Entre los múltiples balances que resulta posible realizar de la Constitución de 1991, a los treinta años de su expedición, tal vez el más evidente se derive de la apropiación que de ella se ha dado por la ciudadanía.
A pesar, o paradójicamente, en razón también de la multitud de reformas que se le han introducido en estos cortos años, el tema de la vigencia y de la importancia de la normatividad constitucional ocupa buena parte de los discusiones que nutren las conversaciones de los colombianos, mucho más allá del círculo de juristas, politólogos o de profesionales responsables de los asuntos públicos.
No hay prácticamente tema en el que no termine invocándose una norma constitucional o una sentencia referida a ella. De todas las orillas ideológicas el argumento de esa índole surge, y es a la tutela casi siempre a la que se acude; con lo que aún sus críticos más pertinaces encuentran en sus preceptos respuesta e instrumento.

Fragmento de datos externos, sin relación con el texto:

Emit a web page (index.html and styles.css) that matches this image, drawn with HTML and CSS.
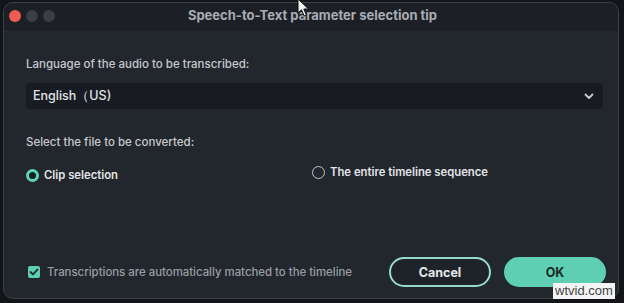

Independientemente de sus imperfecciones de origen o resultado de desajustes surgidos del trasegar político e institucional, sus disposiciones continúan siendo percibidas como punto de partida, presupuesto, promesa o deuda pendiente.
No se trata simplemente de un apego, así sea formal, a la juridicidad, ni de fetichismo normativo; sino más bien de la esperanza que despiertan sus principios y de la incidencia de sus textos en la vida y en el destino de las personas. Es una Constitución viva, que merece ser reconocida en sus logros y defendida frente a quienes los aborrecen y encontrarán siempre excusa en los inevitables déficits de eficacia de su texto para volver atrás.
La agenda por cumplir es en efecto enorme, y a lo que llama es a renovar esfuerzos para realizar plenamente los objetivos de participación, solidaridad, pluralismo, igualdad real y efectiva, dignidad humana y paz, que este pacto persigue.
Renovar la confianza en las instituciones en la actual coyuntura implica por tanto asumir en serio la carta de derechos y deberes, el equilibrio de poderes, el respeto de la autonomía de los jueces, la no instrumentalización de los controles, la valoración de la diversidad étnica y cultural, la función social de la propiedad y de la empresa, la conciencia ecológica, el acceso por mérito a los cargos públicos, el Estado laico, la igualdad de género, el reconocimiento real de la autonomía territorial y de las realidades que se viven en cada región del país. Es decir, cumplir la Constitución, y no intentar desconocerla o sustituirla, como algunos pretenden, para enfrascarnos en debates retóricos que a lo que pueden llevar es a volver al pasado o a facilitar el salto al vacío que implica el populismo en el que naufraguen las libertades y los avances alcanzados.